A proposito di «Effetto Napoli», vale proprio la pena di chiedersi: che effetto ha fatto e continua a fare Napoli a quegli autori di cinema che l’hanno raccontata negli ultimi due decenni? Soprattutto a quelli che – senza nulla togliere agli altri – sono considerati i più importanti tra i registi «indigeni» partenopei, ossia Mario Martone, Antonio Capuano e Pappi Corsicato? La questione è piuttosto complessa, come complessa è l’opera dei cineasti succitati. Prova a rispondere, e lo fa con ricchezza di argomentazioni e rigore di metodo, un recente volume di Roberta Tabanelli (docente alla University of Columbia-Missouri), «I “pori” di Napoli. Il cinema di Mario Martone, Antonio Capuano e Pappi Corsicato» (pp.192, € 18.00), edito dalla Angelo Longo di Ravenna.
Partendo dalla celebre definizione di Benjamin di Napoli come «città porosa», che tutto assorbe e tutto restituisce trasformato, deformato, l’autrice traccia un profilo molto dettagliato dei tre cineasti in oggetto, curiosamente accomunati dall’aver esordito negli stessi anni (tra il 1991 e il 1993) e dalla precisa volontà di ribellarsi agli stereotipi rappresentativi di Napoli, rovesciandoli spesso in maniera grottesca (specie Corsicato); ma se pure presentano necessariamente dei punti in comune, i tre registi hanno sempre rifiutato per le loro opere l’etichetta critica di “nuovo cinema napoletano”, sorto sugli entusiasmi del “Rinascimento” bassoliniano (poi rivelatosi più vicino ad una sorta di Nuovo Medioevo), rivendicando l’originalità delle proprio scelte individuali e l’irriducibilità di queste ultime alle esigenze critiche di accorpamento e semplificazione (non si dimentichi tuttavia che i tre registi parteciparono ad un emblematico film collettivo del 1996, “I Vesuviani”, in cui, non a caso, emergono piuttosto le loro divergenze stilistiche che i punti di contatto tra le poetiche).

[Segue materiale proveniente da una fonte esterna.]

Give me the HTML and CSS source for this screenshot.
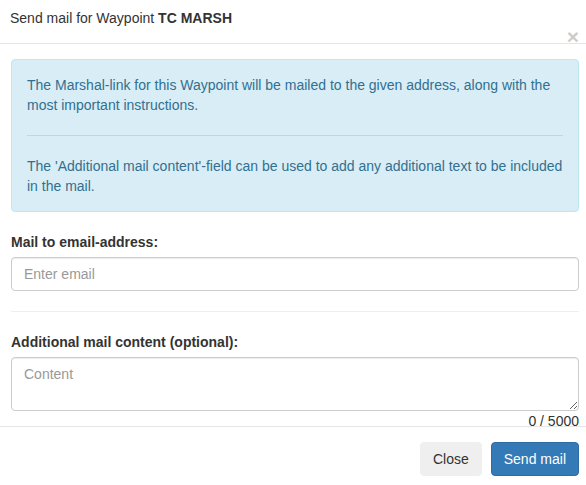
FILE: index.html
```html
<!DOCTYPE html>
<html>
<head>
<meta charset="utf-8">
<title>Send mail</title>
<link rel="stylesheet" href="styles.css">
</head>
<body>
<div class="modal">
  <div class="modal-header">
    <div class="modal-title">Send mail for Waypoint <b>TC MARSH</b></div>
    <button class="close" type="button" aria-label="Close">×</button>
  </div>
  <div class="modal-body">
    <div class="alert">
      <p>The Marshal-link for this Waypoint will be mailed to the given address, along with the most important instructions.</p>
      <hr class="alert-hr">
      <p>The 'Additional mail content'-field can be used to add any additional text to be included in the mail.</p>
    </div>
    <div class="form-group">
      <label class="label" for="email">Mail to email-address:</label>
      <input class="control" id="email" type="email" placeholder="Enter email">
    </div>
    <hr class="sep">
    <div class="form-group last">
      <label class="label" for="content">Additional mail content (optional):</label>
      <textarea class="control area" id="content" rows="2" placeholder="Content"></textarea>
      <div class="counter">0 / 5000</div>
    </div>
  </div>
  <div class="modal-footer">
    <button class="btn btn-default" type="button">Close</button>
    <button class="btn btn-primary" type="button">Send mail</button>
  </div>
</div>
</body>
</html>
```
FILE: styles.css
```css
* { box-sizing: border-box; }
html, body { margin: 0; padding: 0; background: #fff; }
body {
  font-family: "Liberation Sans", Arial, sans-serif;
  font-size: 14px;
  line-height: 20px;
  color: #333;
}
.modal { width: 586px; }
.modal-header {
  padding: 8px 7px 0 10px;
  border-bottom: 1px solid #e5e5e5;
}
.modal-title { line-height: 20px; }
.modal-title b { font-weight: bold; }
.close {
  display: block;
  margin: -2px 0 0 auto;
  height: 17px;
  padding: 0;
  border: 0;
  background: transparent;
  font-family: "Liberation Sans", Arial, sans-serif;
  font-size: 21px;
  font-weight: bold;
  line-height: 21px;
  color: #000;
  opacity: 0.2;
  overflow: visible;
  cursor: pointer;
}
.modal-body { padding: 15px 7px 0 11px; }
.alert {
  padding: 15px;
  margin-bottom: 20px;
  border: 1px solid #bce8f1;
  border-radius: 4px;
  background: #d9edf7;
  color: #31708f;
}
.alert p { margin: 0; }
.alert-hr {
  margin: 20px 0;
  border: 0;
  border-top: 1px solid #a6e1ec;
  height: 0;
}
.form-group { margin-bottom: 15px; }
.form-group.last { margin-bottom: 0; }
.label {
  display: block;
  margin-bottom: 5px;
  font-weight: bold;
  line-height: 20px;
}
.control {
  display: block;
  width: 100%;
  height: 34px;
  padding: 6px 12px;
  border: 1px solid #ccc;
  border-radius: 4px;
  background: #fff;
  font-family: "Liberation Sans", Arial, sans-serif;
  font-size: 14px;
  line-height: 20px;
  color: #555;
  box-shadow: inset 0 1px 1px rgba(0,0,0,.075);
  margin: 0;
}
.control::placeholder { color: #999; opacity: 1; }
.area { height: 54px; resize: vertical; }
.sep {
  margin: 20px 0;
  border: 0;
  border-top: 1px solid #eee;
  height: 0;
}
.counter {
  height: 15px;
  line-height: 20px;
  text-align: right;
  color: #333;
}
.modal-footer {
  display: flex;
  justify-content: flex-end;
  gap: 9px;
  padding: 15px 7px 15px 11px;
  border-top: 1px solid #e5e5e5;
}
.btn {
  height: 34px;
  padding: 6px 12px;
  border: 1px solid transparent;
  border-radius: 4px;
  font-family: "Liberation Sans", Arial, sans-serif;
  font-size: 14px;
  line-height: 20px;
  cursor: pointer;
}
.btn-default { background: #efefef; border-color: #efefef; color: #333; }
.btn-primary { background: #337ab7; border-color: #2e6da4; color: #fff; }
```
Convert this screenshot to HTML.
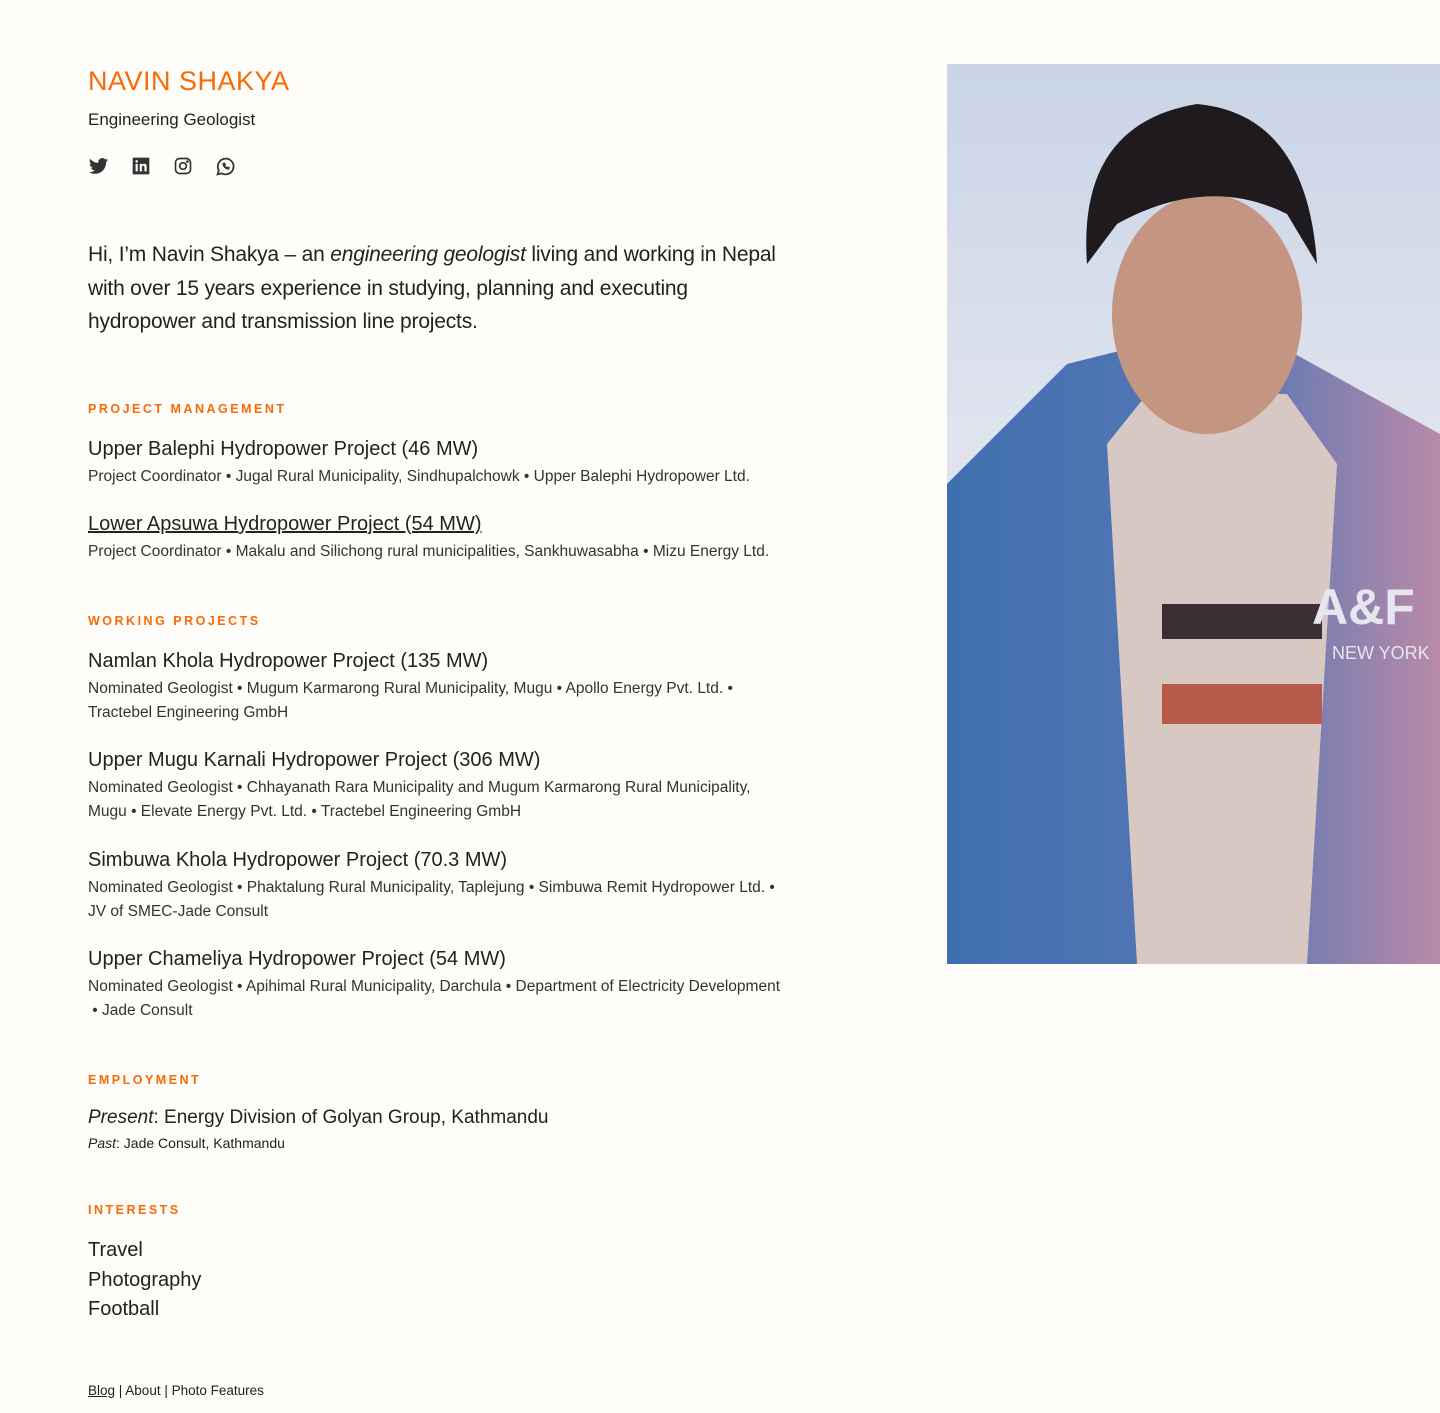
<!DOCTYPE html>
<html><head><meta charset="utf-8"><style>
body{margin:0;background:#fefdf9;font-family:"Liberation Sans",sans-serif;color:#222;}
.wrap{position:relative;width:1440px;height:1413px;overflow:hidden}
.l{position:absolute;left:88px;width:750px}
h1{position:absolute;left:88px;top:66px;margin:0;font-size:27px;font-weight:normal;color:#f86a06;letter-spacing:0.5px}
.sub{top:110px;font-size:17px}
.icons{position:absolute;left:88px;top:156px;display:flex;gap:22px}
.intro{top:238px;font-size:21px;line-height:33.5px;letter-spacing:-0.2px;width:800px}
.h{font-size:12.5px;font-weight:bold;letter-spacing:2.5px;color:#f86a06}
.t{font-size:20px}
.d{font-size:15.5px;line-height:24px;color:#333}
.photo{position:absolute;left:947px;top:64px;width:493px;height:900px;overflow:hidden;
background:linear-gradient(180deg,#c9d4e6 0%,#dfe3ee 40%,#e8e0e6 100%)}
a{color:#222}
</style></head><body><div class="wrap">
<h1>NAVIN SHAKYA</h1>
<div class="l sub">Engineering Geologist</div>
<div class="icons">
<svg width="21" height="21" viewBox="0 0 24 24" fill="#333"><path d="M23 4.6a9 9 0 0 1-2.6.7 4.5 4.5 0 0 0 2-2.5 9 9 0 0 1-2.9 1.1A4.5 4.5 0 0 0 11.8 8 12.8 12.8 0 0 1 2.5 3.3a4.5 4.5 0 0 0 1.4 6 4.5 4.5 0 0 1-2-.6 4.5 4.5 0 0 0 3.6 4.5 4.5 4.5 0 0 1-2 .1 4.5 4.5 0 0 0 4.2 3.1A9 9 0 0 1 1 18.3 12.8 12.8 0 0 0 7.9 20.3c8.3 0 12.8-6.9 12.8-12.8v-.6A9 9 0 0 0 23 4.6z"/></svg>
<svg width="20" height="20" viewBox="0 0 24 24"><rect x="2" y="2" width="20" height="20" rx="1" fill="#333"/><rect x="5.5" y="9.5" width="2.6" height="9" fill="#fff"/><circle cx="6.8" cy="6.5" r="1.5" fill="#fff"/><path d="M10.5 9.5h2.5v1.3c.6-1 1.6-1.5 2.8-1.5 2 0 3 1.3 3 3.6v5.6h-2.6v-5c0-1.2-.4-1.9-1.4-1.9s-1.7.7-1.7 1.9v5h-2.6z" fill="#fff"/></svg>
<svg width="20" height="20" viewBox="0 0 24 24" fill="none" stroke="#333" stroke-width="2"><rect x="3" y="3" width="18" height="18" rx="5"/><circle cx="12" cy="12" r="4"/><circle cx="17.3" cy="6.7" r=".6" fill="#333"/></svg>
<svg width="21" height="21" viewBox="0 0 24 24" fill="none" stroke="#333" stroke-width="2"><path d="M3 21l1.4-4.6A9 9 0 1 1 7.8 19.8z"/><path d="M9 8.5c0 3.5 3 6.5 6.5 6.5l1-1.5-2-1-1 .8a5 5 0 0 1-2.3-2.3l.8-1-1-2z" fill="#333" stroke-width="1"/></svg>
</div>
<div class="l intro">Hi, I’m Navin Shakya – an <i>engineering geologist</i> living and working in Nepal<br>with over 15 years experience in studying, planning and executing<br>hydropower and transmission line projects.</div>

<div class="l h" style="top:402px">PROJECT MANAGEMENT</div>
<div class="l t" style="top:438px">Upper Balephi Hydropower Project (46 MW)</div>
<div class="l d" style="top:465px">Project Coordinator • Jugal Rural Municipality, Sindhupalchowk • Upper Balephi Hydropower Ltd.</div>
<div class="l t" style="top:513px"><a href="#">Lower Apsuwa Hydropower Project (54 MW)</a></div>
<div class="l d" style="top:540px">Project Coordinator • Makalu and Silichong rural municipalities, Sankhuwasabha • Mizu Energy Ltd.</div>

<div class="l h" style="top:614px">WORKING PROJECTS</div>
<div class="l t" style="top:650px">Namlan Khola Hydropower Project (135 MW)</div>
<div class="l d" style="top:677px">Nominated Geologist • Mugum Karmarong Rural Municipality, Mugu • Apollo Energy Pvt. Ltd. •<br>Tractebel Engineering GmbH</div>
<div class="l t" style="top:749px">Upper Mugu Karnali Hydropower Project (306 MW)</div>
<div class="l d" style="top:776px">Nominated Geologist • Chhayanath Rara Municipality and Mugum Karmarong Rural Municipality,<br>Mugu • Elevate Energy Pvt. Ltd. • Tractebel Engineering GmbH</div>
<div class="l t" style="top:849px">Simbuwa Khola Hydropower Project (70.3 MW)</div>
<div class="l d" style="top:876px">Nominated Geologist • Phaktalung Rural Municipality, Taplejung • Simbuwa Remit Hydropower Ltd. •<br>JV of SMEC-Jade Consult</div>
<div class="l t" style="top:948px">Upper Chameliya Hydropower Project (54 MW)</div>
<div class="l d" style="top:975px">Nominated Geologist • Apihimal Rural Municipality, Darchula • Department of Electricity Development<br>&nbsp;• Jade Consult</div>

<div class="l h" style="top:1073px">EMPLOYMENT</div>
<div class="l t" style="top:1107px;font-size:19px"><i>Present</i>: Energy Division of Golyan Group, Kathmandu</div>
<div class="l" style="top:1135px;font-size:14px"><i>Past</i>: Jade Consult, Kathmandu</div>

<div class="l h" style="top:1203px">INTERESTS</div>
<div class="l t" style="top:1236px;line-height:29.5px">Travel<br>Photography<br>Football</div>

<div class="l" style="top:1383px;font-size:13.5px"><a href="#">Blog</a> | About | Photo Features</div>

<div class="photo">
<svg width="493" height="900" viewBox="0 0 493 900">
<defs><linearGradient id="g" x1="0" x2="1"><stop offset="0" stop-color="#3f6fb0"/><stop offset=".6" stop-color="#5a78b5"/><stop offset="1" stop-color="#b98aa8"/></linearGradient></defs>
<path d="M0 420 L120 300 L200 280 L330 280 L420 330 L493 370 L493 900 L0 900z" fill="url(#g)"/>
<path d="M160 380 L200 330 L340 330 L390 400 L360 900 L190 900z" fill="#d8c8c4"/>
<rect x="215" y="540" width="160" height="35" fill="#3a2f35"/>
<rect x="215" y="620" width="160" height="40" fill="#b85a4a"/>
<ellipse cx="260" cy="250" rx="95" ry="120" fill="#c49580"/>
<path d="M140 200 Q130 60 250 40 Q360 50 370 200 L340 150 Q260 110 170 160z" fill="#1e1a1e"/>
<text x="365" y="560" font-family="Liberation Sans" font-weight="bold" font-size="50" fill="#e6e6ee">A&amp;F</text>
<text x="385" y="595" font-family="Liberation Sans" font-size="18" fill="#e6e6ee">NEW YORK</text>
</svg>
</div>
</div></body></html>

Roberta Tabanelli ripercorre con passione e precisione le cronologie artistiche di Martone, Capuano e Corsicato, soffermandosi sui loro trascorsi pre-cinematografici (il teatro per Martone, del resto mai abbandonato; la scenografia per Capuano; danza e coreografia per Corsicato), su quella specie di “maledizione” che li perseguita (ribadita anche nella bella prefazione di Fulvia Caprara), quella di essere tacciati sempre e solo di fare film “su Napoli” solo perché ambientati nella Capitale del Sud, e mai “su Napoli come specchio della Nazione”.
Ma la città “imprigiona” sempre i suoi artisti, li condiziona pesantemente in ogni caso: ciò che in ultima analisi traspare dalle opere dei registi esaminati è la sostanziale “inafferrabilità” di Napoli, città che è mille altre insieme, sintesi e commistione di alto e basso, nobile e triviale, splendido e sordido, solare e orrido, “mistero” già topografico con i suoi dedali di vicoli e viuzze che digradano verso il mare, unica via di fuga, sotto l’occhio apparentemente cieco del Grande Dormiente, il Vesuvio. Titoli imprescindibili del cinema italiano contemporaneo come “Morte di un matematico napoletano”, “L’amore molesto”, “Teatro di Guerra” (Martone), “Vito e Gli altri”, “Pianese Nunzio 14 anni a maggio”, “Polvere di Napoli” (Capuano), “Aurora”, “I buchi neri”, “Il seme della discordia” (Corsicato) testimoniano della grande vitalità di Napoli, città squilibrata ma vitale, e della sostanziale “inclassificabilità” dei suoi maggiori esegeti filmici, della loro difficoltà di assimilazione ad una “corrente”, un “filone”, una “scuola”.